Poetry and video games have been the most effective mediums for Ononuju to explore his ideas. He’s written poetry throughout his life but was inspired to take it more seriously after a lecture given by Christine Lasek-White, Internship and Career Coordinator for the Humanities in the Franklin College of Arts and Sciences. He was inspired to edit one of his poems and submit it to Stillpoint Literary Magazine, where it was published.

Ononuju’s decision to pursue video game development, where he incorporates visual art and music, came when he began his college coursework in computer science.

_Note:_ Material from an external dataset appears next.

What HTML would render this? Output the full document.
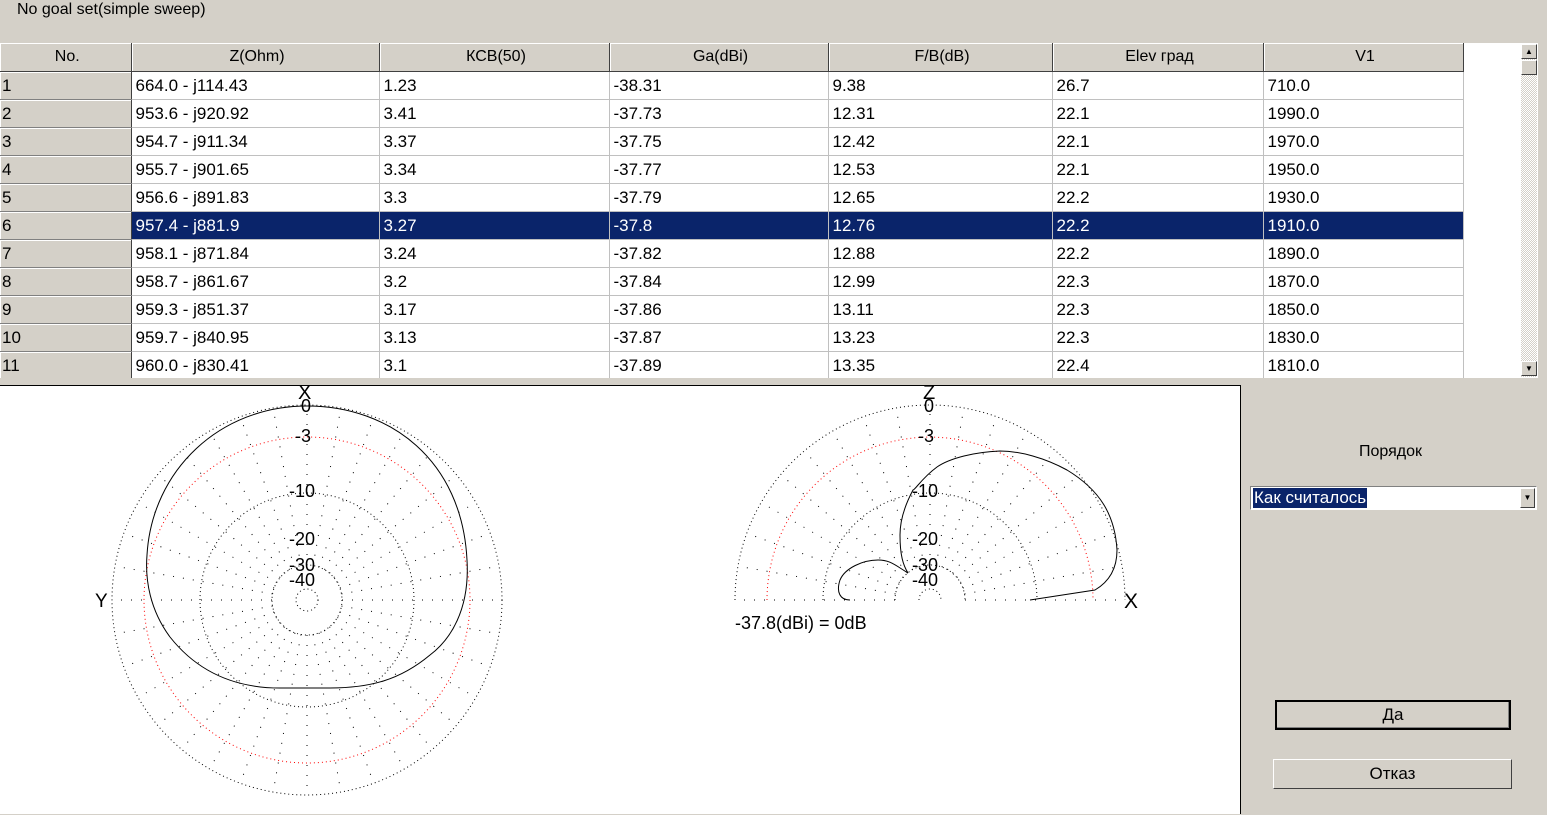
<!DOCTYPE html>
<html><head><meta charset="utf-8"><style>
body{margin:0;width:1547px;height:815px;background:#d4d0c8;font-family:"Liberation Sans",Arial,sans-serif;font-size:16px;position:relative;overflow:hidden;color:#000}
.title{position:absolute;left:17px;top:1px;font-size:16px}
.tbl{position:absolute;left:0;top:43px;width:1538px;height:335px;background:#fff;overflow:hidden}
table{border-collapse:collapse;table-layout:fixed;position:absolute;left:0;top:0}
td,th{height:27px;padding:0 0 0 4px;font-weight:normal;font-size:17px;white-space:nowrap;overflow:hidden;text-align:left;border-right:1px solid #c0c0c0;border-bottom:1px solid #c0c0c0;line-height:27px;box-sizing:border-box}
tr{height:28px}
th{background:#d4d0c8;text-align:center;border-right:1px solid #404040;border-bottom:1px solid #404040;box-shadow:inset 1px 1px 0 #fff;font-size:16px}
td.n{background:#d4d0c8;border-right:1px solid #404040;border-bottom:1px solid #808080;box-shadow:inset 1px 1px 0 #fff;padding-left:2px}
tr.sel td:not(.n){background:#0a246a;color:#fff}
.sb{position:absolute;left:1521px;top:44px;width:16px;height:333px;background:repeating-conic-gradient(#fff 0 25%,#d4d0c8 0 50%) 0 0/2px 2px}
.sbtn{position:absolute;left:1521px;width:16px;height:15px;background:#d4d0c8;border:1px solid;border-color:#fff #404040 #404040 #fff;box-sizing:border-box;font-size:8px;text-align:center;line-height:13px}
.plot{position:absolute;left:0;top:385px;width:1240px;height:428px;background:#fff;border-top:1px solid #000;border-right:1px solid #000}
.lbl{position:absolute;font-size:16px}
.combo{position:absolute;left:1250px;top:486px;width:287px;height:24px;background:#fff;border:1px solid;border-color:#808080 #fff #fff #808080;box-sizing:border-box}
.btn{position:absolute;background:#d4d0c8;text-align:center;font-size:17px;box-sizing:border-box;border:1px solid;border-color:#fff #404040 #404040 #fff}
</style></head><body>
<div class="title">No goal set(simple sweep)</div>
<div class="tbl">
<table>
<colgroup><col style="width:131px"><col style="width:248px"><col style="width:230px"><col style="width:219px"><col style="width:224px"><col style="width:211px"><col style="width:200px"></colgroup>
<tr><th>No.</th><th>Z(Ohm)</th><th>КСВ(50)</th><th>Ga(dBi)</th><th>F/B(dB)</th><th>Elev град</th><th>V1</th></tr>
<tr><td class="n">1</td><td>664.0 - j114.43</td><td>1.23</td><td>-38.31</td><td>9.38</td><td>26.7</td><td>710.0</td></tr>
<tr><td class="n">2</td><td>953.6 - j920.92</td><td>3.41</td><td>-37.73</td><td>12.31</td><td>22.1</td><td>1990.0</td></tr>
<tr><td class="n">3</td><td>954.7 - j911.34</td><td>3.37</td><td>-37.75</td><td>12.42</td><td>22.1</td><td>1970.0</td></tr>
<tr><td class="n">4</td><td>955.7 - j901.65</td><td>3.34</td><td>-37.77</td><td>12.53</td><td>22.1</td><td>1950.0</td></tr>
<tr><td class="n">5</td><td>956.6 - j891.83</td><td>3.3</td><td>-37.79</td><td>12.65</td><td>22.2</td><td>1930.0</td></tr>
<tr class="sel"><td class="n">6</td><td>957.4 - j881.9</td><td>3.27</td><td>-37.8</td><td>12.76</td><td>22.2</td><td>1910.0</td></tr>
<tr><td class="n">7</td><td>958.1 - j871.84</td><td>3.24</td><td>-37.82</td><td>12.88</td><td>22.2</td><td>1890.0</td></tr>
<tr><td class="n">8</td><td>958.7 - j861.67</td><td>3.2</td><td>-37.84</td><td>12.99</td><td>22.3</td><td>1870.0</td></tr>
<tr><td class="n">9</td><td>959.3 - j851.37</td><td>3.17</td><td>-37.86</td><td>13.11</td><td>22.3</td><td>1850.0</td></tr>
<tr><td class="n">10</td><td>959.7 - j840.95</td><td>3.13</td><td>-37.87</td><td>13.23</td><td>22.3</td><td>1830.0</td></tr>
<tr><td class="n">11</td><td>960.0 - j830.41</td><td>3.1</td><td>-37.89</td><td>13.35</td><td>22.4</td><td>1810.0</td></tr>
</table>
</div>
<div class="sb"></div>
<div class="sbtn" style="top:44px">▲</div>
<div class="sbtn" style="top:60px"></div>
<div class="sbtn" style="top:361px">▼</div>
<div class="plot"></div>
<svg style="position:absolute;left:0;top:0" width="1547" height="815" id="s" font-family="Liberation Sans,Arial,sans-serif" font-size="18">
<g id="grid" fill="none" stroke="#000" stroke-width="1"></g>
<path d="M307 406 C390 406 462 460 467 560 C470 610 450 640 430 655 C400 680 370 688 330 688 L280 688 C240 688 200 675 170 637 C150 610 145 580 147 555 C152 470 220 406 307 406 Z" fill="none" stroke="#000"/>
<path d="M1030 600 L1095 590 C1112 580 1117 565 1117 550 C1115 515 1100 490 1067 470 C1045 458 1020 451 1000 451 C975 452 950 458 937 467 C922 478 915 490 913 490 C905 505 900 520 900 535 C900 555 903 565 908 573 C895 565 890 560 878 560 C863 560 845 568 840 580 C836 592 840 600 850 600" fill="none" stroke="#000"/>
<g font-size="18">
<text x="298" y="399" font-size="20">X</text><text x="301" y="412">0</text>
<text x="295" y="442">-3</text><text x="289" y="497">-10</text><text x="289" y="545">-20</text><text x="289" y="571">-30</text><text x="289" y="586">-40</text>
<text x="95" y="607" font-size="19">Y</text>
<text x="923" y="399" font-size="20">Z</text><text x="924" y="412">0</text>
<text x="918" y="442">-3</text><text x="912" y="497">-10</text><text x="912" y="545">-20</text><text x="912" y="571">-30</text><text x="912" y="586">-40</text>
<text x="1124" y="608" font-size="21">X</text>
<text x="735" y="629">-37.8(dBi) = 0dB</text>
</g>
</svg>
<div class="lbl" style="left:1359px;top:443px">Порядок</div>
<div class="combo"><span style="position:absolute;left:2px;top:1px;background:#0a246a;color:#fff;padding:0 1px;line-height:20px;font-size:17px">Как считалось</span><div style="position:absolute;right:1px;top:1px;width:15px;height:20px;background:#d4d0c8;border:1px solid;border-color:#fff #404040 #404040 #fff;box-sizing:border-box;font-size:8px;text-align:center;line-height:18px">▼</div></div>
<div class="btn" style="left:1275px;top:700px;width:236px;height:30px;border:2px solid #000;box-shadow:inset -1px -1px 0 #808080;line-height:26px">Да</div>
<div class="btn" style="left:1273px;top:759px;width:239px;height:30px;line-height:28px">Отказ</div>
<script>
var g=document.getElementById('grid'),ns='http://www.w3.org/2000/svg';
function el(t,a){var e=document.createElementNS(ns,t);for(var k in a)e.setAttribute(k,a[k]);g.appendChild(e);return e;}
var R=[195,163,107,35,11];
[[307,600,0],[930,600,1]].forEach(function(p){
 var cx=p[0],cy=p[1],half=p[2];
 R.forEach(function(r,i){
  var st=i==1?'red':'#000';
  if(!half) el('circle',{cx:cx,cy:cy,r:r,stroke:st,'stroke-dasharray':'1 3'});
  else el('path',{d:'M'+(cx-r)+' '+cy+' A'+r+' '+r+' 0 0 1 '+(cx+r)+' '+cy,stroke:st,'stroke-dasharray':'1 3'});
 });
 for(var a=0;a<360;a+=10){
  if(half&&a>180)continue;
  var t=a*Math.PI/180;
  el('line',{x1:cx+35*Math.cos(t),y1:cy-35*Math.sin(t),x2:cx+195*Math.cos(t),y2:cy-195*Math.sin(t),'stroke-dasharray':'1 9'});
 }
});
</script>
</body></html>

“For a while, I'd been trying to figure out a way to tell stories that worked for me. Prose could be fun, but I also had an interest in drawing. I wanted to tell stories through a visual medium, but comics didn't work,” he said. “Once I realized that I was going to be a computer science major, I started taking coding more seriously. I wrote a lot of different game ideas and put down the initial groundwork for gameplay design.”

One of Ononuju’s current long-term game projects is called Furniture Among Friends, a role playing game about a group of college friends discovering the history of their town through supernatural means. 

He has another game project in the work tentatively titled Libraries in the Sky, which he described as “an African Dragon Quest.” Dragon Quest is a franchise of Japanese RPGs acclaimed for its distinct style and colorful worlds. Libraries in the Sky will take place in a world where magic is performed through books and regulated by ruling powers. Through the game’s storytelling, Ononuju plans to touch on themes of reckoning with the past and reflecting on the present.

“I've been really fascinated by traditional African religion,” he said, “and a lot of African philosophy and spirituality is about preserving the present and how can we improve where we are right now rather than trying to fight for infinite progress.”